> [Task directions]:
Lines containing the word "styles" need to be counted. Please reply with how many there are, and nothing else.

(Stored data entries)
START

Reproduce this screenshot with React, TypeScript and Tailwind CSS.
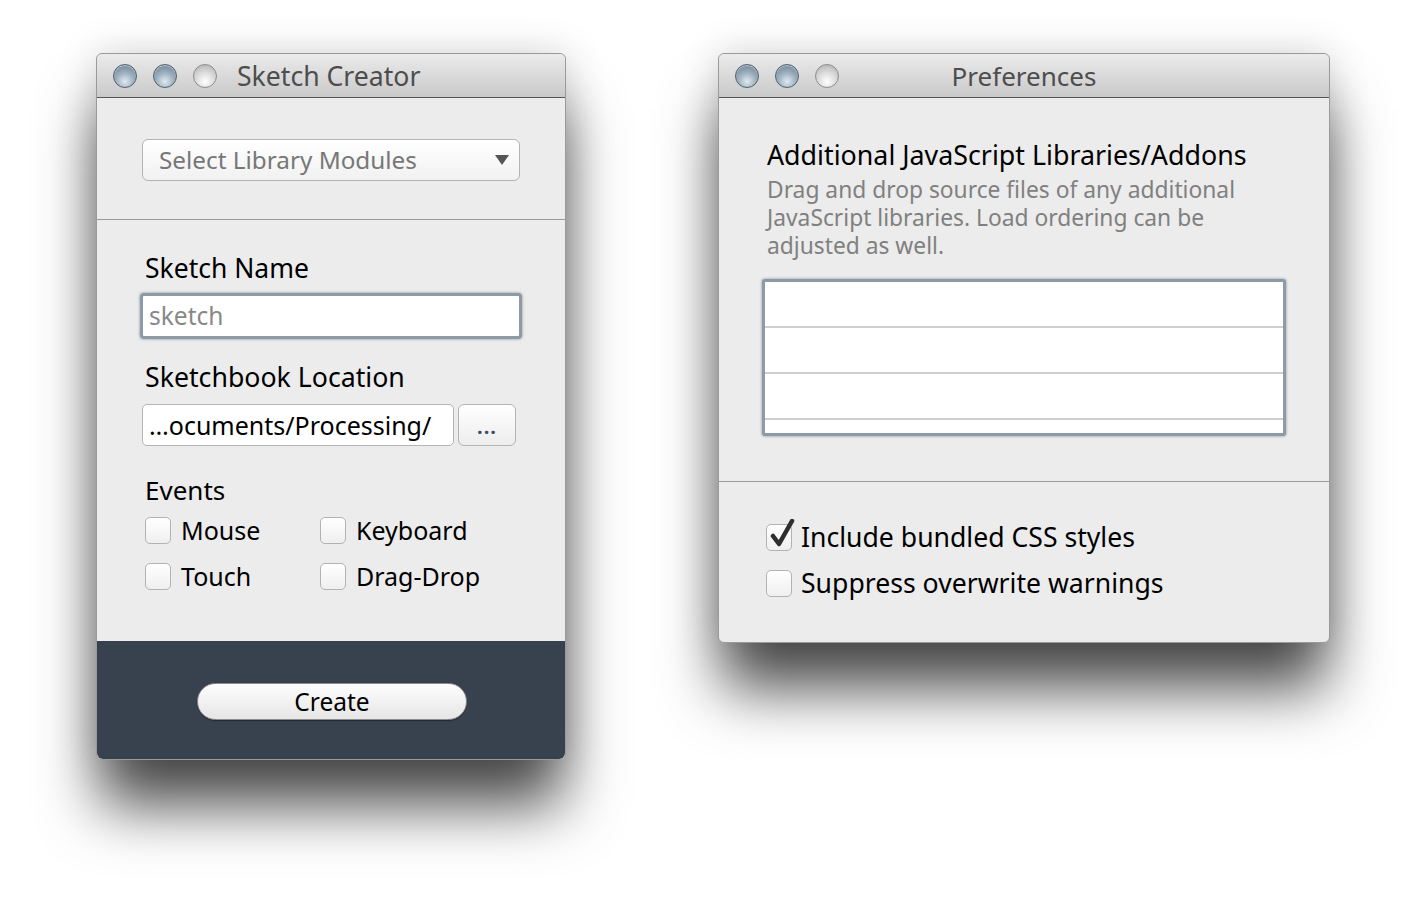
import React from 'react';

const FONT = "font-['Lucida_Grande','Noto_Sans','DejaVu_Sans',sans-serif]";
const WINDOW_SHADOW = 'shadow-[0_50px_60px_-4px_rgba(0,0,0,0.7),0_0_40px_rgba(0,0,0,0.16)]';

const TrafficLights = () => (
  <div className="flex items-center gap-[16px]">
    <span className="w-[24px] h-[24px] rounded-full border border-[#4f5f6c] bg-[radial-gradient(circle_at_50%_75%,#dfe9f0_0%,#9cb0bf_45%,#63798a_100%)] shadow-[inset_0_1px_1px_rgba(255,255,255,0.6)]" />
    <span className="w-[24px] h-[24px] rounded-full border border-[#4f5f6c] bg-[radial-gradient(circle_at_50%_75%,#dfe9f0_0%,#9cb0bf_45%,#63798a_100%)] shadow-[inset_0_1px_1px_rgba(255,255,255,0.6)]" />
    <span className="w-[24px] h-[24px] rounded-full border border-[#8d8d8d] bg-[radial-gradient(circle_at_50%_75%,#ffffff_0%,#dcdcdc_45%,#acacac_100%)]" />
  </div>
);

const TitleBar = ({ title, center }: { title: string; center?: boolean }) => (
  <div className="relative h-[44px] flex items-center px-[16px] rounded-t-[6px] bg-[linear-gradient(#ebebeb,#c9c9c9)] border-b border-[#555]">
    <TrafficLights />
    {center ? (
      <span className="flex-1 text-center text-[26px] leading-[30px] text-[#4d4d4d] pr-[104px]">{title}</span>
    ) : (
      <span className="ml-[20px] text-[26.6px] leading-[30px] text-[#4d4d4d]">{title}</span>
    )}
  </div>
);

const Checkbox = ({ checked }: { checked?: boolean }) => (
  <span className="relative w-[26px] h-[27px] shrink-0 rounded-[5px] border border-[#b3b3b3] bg-[linear-gradient(#ffffff,#efefef)]">
    {checked && (
      <svg className="absolute left-[3px] top-[-6px]" width="26" height="30" viewBox="0 0 26 30">
        <path d="M3 17 L9 25 L22 2" fill="none" stroke="#2e2e2e" strokeWidth="4.5" strokeLinecap="round" strokeLinejoin="round" />
      </svg>
    )}
  </span>
);

const CheckItem = ({ label, checked, big }: { label: string; checked?: boolean; big?: boolean }) => (
  <label className="flex items-center">
    <Checkbox checked={checked} />
    <span className={big ? 'ml-[9px] text-[26.6px] leading-[30px] text-black' : 'ml-[10px] text-[25px] leading-[30px] text-black'}>
      {label}
    </span>
  </label>
);

const SketchCreator = () => (
  <div className={`w-[470px] rounded-[6px] bg-[#ececec] border border-[#9a9a9a] ${WINDOW_SHADOW}`}>
    <TitleBar title="Sketch Creator" />

    {/* library select */}
    <div className="px-[45px] pt-[41px] pb-[38px]">
      <div className="h-[42px] flex items-center justify-between pl-[16px] pr-[10px] rounded-[6px] border border-[#b4b4b4] bg-[linear-gradient(#ffffff,#f1f1f1)]">
        <span className="text-[24.3px] leading-[30px] text-[#777]">Select Library Modules</span>
        <svg width="14" height="10" viewBox="0 0 14 10">
          <path d="M0 0 H14 L7 10 Z" fill="#555" />
        </svg>
      </div>
    </div>
    <div className="h-px bg-[#9a9a9a]" />

    <div className="pl-[48px] pr-[44px] pt-[33px] h-[421px]">
      <div className="text-[26.5px] leading-[30px] text-black">Sketch Name</div>
      <div className="mt-[10px] -ml-[5px] w-[382px] h-[46px] rounded-[4px] border-[3px] border-[#8e9ba6] shadow-[0_0_3px_rgba(60,80,100,0.6)] bg-white flex items-center px-[6px]">
        <span className="text-[24.5px] leading-[30px] text-[#888]">sketch</span>
      </div>
      <div className="mt-[23px] text-[26.7px] leading-[30px] text-black">Sketchbook Location</div>
      <div className="mt-[12px] -ml-[3px] flex gap-[4px]">
        <div className="w-[312px] h-[42px] rounded-[5px] border border-[#b4b4b4] bg-white flex items-center px-[6px]">
          <span className="text-[25px] leading-[30px] text-black">…ocuments/Processing/</span>
        </div>
        <div className="w-[58px] h-[42px] rounded-[6px] border border-[#b4b4b4] bg-[linear-gradient(#ffffff,#ededed)] flex items-end justify-center pb-[8px]">
          <span className="text-[20px] leading-[20px] font-bold tracking-[1px] text-[#3d4f6a]">...</span>
        </div>
      </div>
      <div className="mt-[29px] text-[26px] leading-[30px] text-black">Events</div>
      <div className="mt-[10px] grid grid-cols-[175px_1fr] gap-y-[16px]">
        <CheckItem label="Mouse" />
        <CheckItem label="Keyboard" />
        <CheckItem label="Touch" />
        <CheckItem label="Drag-Drop" />
      </div>
    </div>

    {/* footer */}
    <div className="h-[118px] rounded-b-[6px] bg-[#37424e] flex items-start justify-center pt-[42px] pl-[2px]">
      <button className="w-[270px] h-[37px] rounded-full border border-[#8c8c8c] bg-[linear-gradient(#fdfdfd,#e6e6e6)] shadow-[0_1px_1px_rgba(0,0,0,0.4)] text-[24.5px] leading-[30px] text-black">
        Create
      </button>
    </div>
  </div>
);

const Preferences = () => (
  <div className={`w-[612px] rounded-[6px] bg-[#ececec] border border-[#9a9a9a] ${WINDOW_SHADOW}`}>
    <TitleBar title="Preferences" center />

    <div className="h-[383px] px-[43px] pt-[42px]">
      <div className="pl-[5px] text-[26.8px] leading-[30px] text-black">Additional JavaScript Libraries/Addons</div>
      <div className="pl-[5px] mt-[6px] text-[22.8px] leading-[28px] text-[#808080]">
        Drag and drop source files of any additional
        <br />
        JavaScript libraries. Load ordering can be
        <br />
        adjusted as well.
      </div>
      <div className="mt-[19px] h-[157px] rounded-[3px] border-[3px] border-[#8e9ba6] shadow-[0_0_3px_rgba(60,80,100,0.6)] bg-white overflow-hidden flex flex-col">
        <div className="h-[46px] shrink-0 border-b-2 border-[#cfcfcf]" />
        <div className="h-[46px] shrink-0 border-b-2 border-[#cfcfcf]" />
        <div className="h-[46px] shrink-0 border-b-2 border-[#cfcfcf]" />
      </div>
    </div>
    <div className="h-px bg-[#9a9a9a]" />

    <div className="h-[160px] pl-[47px] pt-[40px] flex flex-col gap-[16px]">
      <CheckItem label="Include bundled CSS styles" checked big />
      <CheckItem label="Suppress overwrite warnings" big />
    </div>
  </div>
);

const App: React.FC = () => {
  return (
    <div className={`${FONT} min-h-screen w-full bg-white flex items-start pt-[53px] pl-[96px] gap-[152px]`}>
      <SketchCreator />
      <Preferences />
    </div>
  );
};

export default App;
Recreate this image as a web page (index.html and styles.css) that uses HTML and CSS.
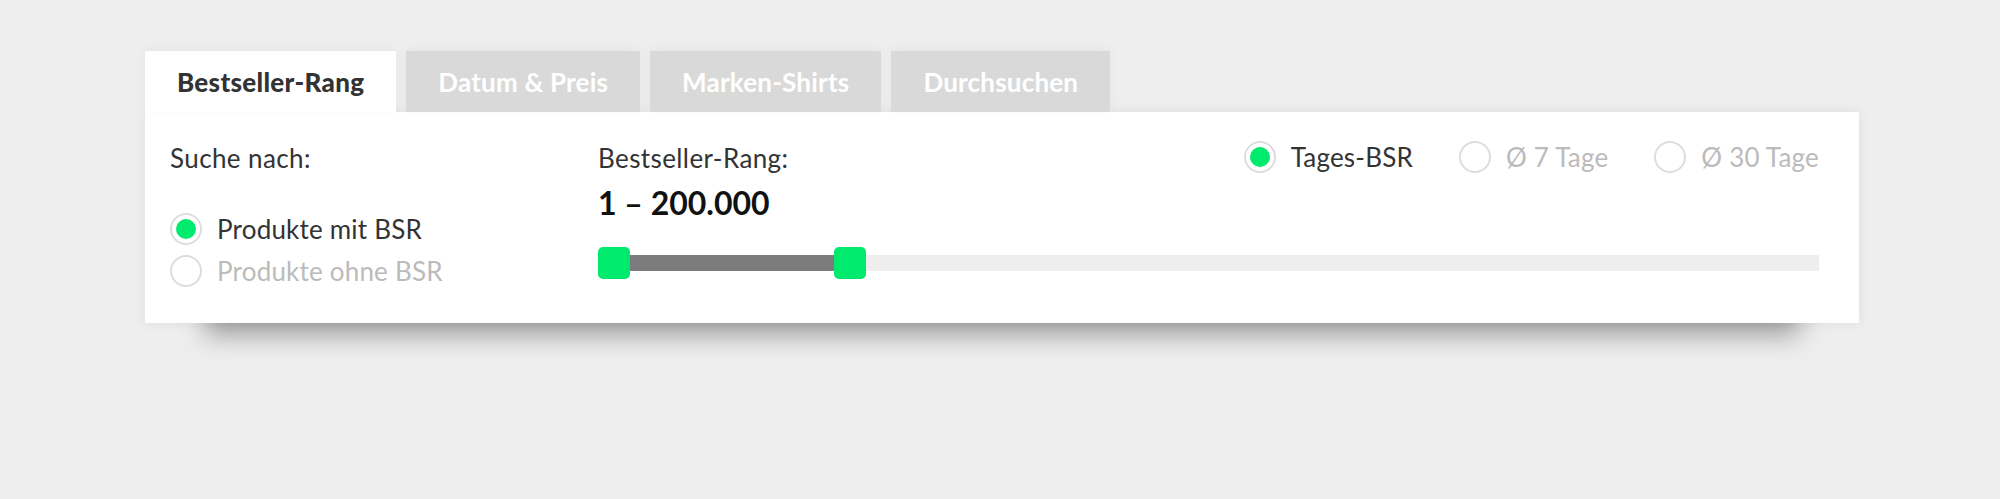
FILE: index.html
```html
<!DOCTYPE html>
<html lang="de">
<head>
<meta charset="utf-8">
<title>BSR Filter</title>
<link rel="stylesheet" href="styles.css">
</head>
<body>
<div class="wrap">
  <div class="tabs">
    <div class="tab active">Bestseller-Rang</div>
    <div class="tab">Datum &amp; Preis</div>
    <div class="tab">Marken-Shirts</div>
    <div class="tab">Durchsuchen</div>
  </div>
  <div class="panel">
    <div class="col-left">
      <div class="label">Suche nach:</div>
      <div class="radios">
        <label class="radio checked"><span class="dot"></span>Produkte mit BSR</label>
        <label class="radio off"><span class="dot"></span>Produkte ohne BSR</label>
      </div>
    </div>
    <div class="col-main">
      <div class="head">
        <div class="label">Bestseller-Rang:</div>
        <div class="modes">
          <label class="radio checked"><span class="dot"></span>Tages-BSR</label>
          <label class="radio off"><span class="dot"></span>Ø 7 Tage</label>
          <label class="radio off"><span class="dot"></span>Ø 30 Tage</label>
        </div>
      </div>
      <div class="value">1 – 200.000</div>
      <div class="slider">
        <div class="track">
          <div class="fill" style="width: 236px"></div>
        </div>
        <div class="handle h1"></div>
        <div class="handle h2" style="left: 236px"></div>
      </div>
    </div>
  </div>
</div>
</body>
</html>
```

FILE: styles.css
```css
* { box-sizing: border-box; }
html, body { margin: 0; }
body {
  background: #eeeeee;
  font-family: "Lato", "Noto Sans", sans-serif;
  color: #333333;
  width: 2000px;
  height: 499px;
  overflow: hidden;
}
.wrap {
  width: 1714px;
  margin-left: 145px;
  padding-top: 51px;
}
.tabs {
  display: flex;
  gap: 10px;
  position: relative;
  z-index: 1;
}
.tab {
  height: 61px;
  padding: 0 32px;
  display: flex;
  align-items: center;
  background: #d9d9d9;
  color: #ffffff;
  font-size: 26px;
  font-weight: 700;
  letter-spacing: 0.2px;
  box-shadow: 0 -2px 10px rgba(0,0,0,0.04);
}
.tab.active {
  background: #ffffff;
  color: #333333;
  font-weight: 900;
  letter-spacing: 0.3px;
}
.panel {
  background: #ffffff;
  height: 211px;
  display: grid;
  grid-template-columns: 428px 1fr;
  padding: 0 40px 0 25px;
  box-shadow: 0 72px 24px -60px rgba(0,0,0,0.34), 0 0 12px rgba(0,0,0,0.07);
}
.label {
  font-size: 26px;
  line-height: 30px;
  color: #333333;
  letter-spacing: 0.4px;
}
.col-left { padding-top: 31px; }
.radios {
  margin-top: 40px;
  display: flex;
  flex-direction: column;
  gap: 10px;
}
.radio {
  display: flex;
  align-items: center;
  gap: 15px;
  font-size: 26px;
  line-height: 32px;
  color: #333333;
  letter-spacing: 0.2px;
}
.radio.off { color: #bbbbbb; }
.dot {
  width: 32px;
  height: 32px;
  border-radius: 50%;
  border: 2px solid #dddddd;
  display: flex;
  align-items: center;
  justify-content: center;
  flex: none;
}
.radio.checked .dot::after {
  content: "";
  width: 20px;
  height: 20px;
  border-radius: 50%;
  background: #00ea6e;
}
.col-main { padding-top: 29px; }
.head {
  display: flex;
  justify-content: space-between;
  align-items: center;
}
.head .label { padding-top: 2px; }
.modes {
  display: flex;
  gap: 46px;
}
.value {
  margin-top: 12px;
  font-size: 32px;
  font-weight: 700;
  color: #111111;
  line-height: 36px;
}
.slider {
  position: relative;
  height: 32px;
  margin-top: 26px;
}
.track {
  position: absolute;
  left: 0;
  right: 0;
  top: 8px;
  height: 16px;
  background: #eeeeee;
}
.fill {
  position: absolute;
  left: 16px;
  top: 0;
  bottom: 0;
  background: #7b7b7b;
}
.handle {
  position: absolute;
  top: 0;
  left: 0;
  width: 32px;
  height: 32px;
  border-radius: 5px;
  background: #00ea6e;
}
```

END

> [Solution for this exercise]:
4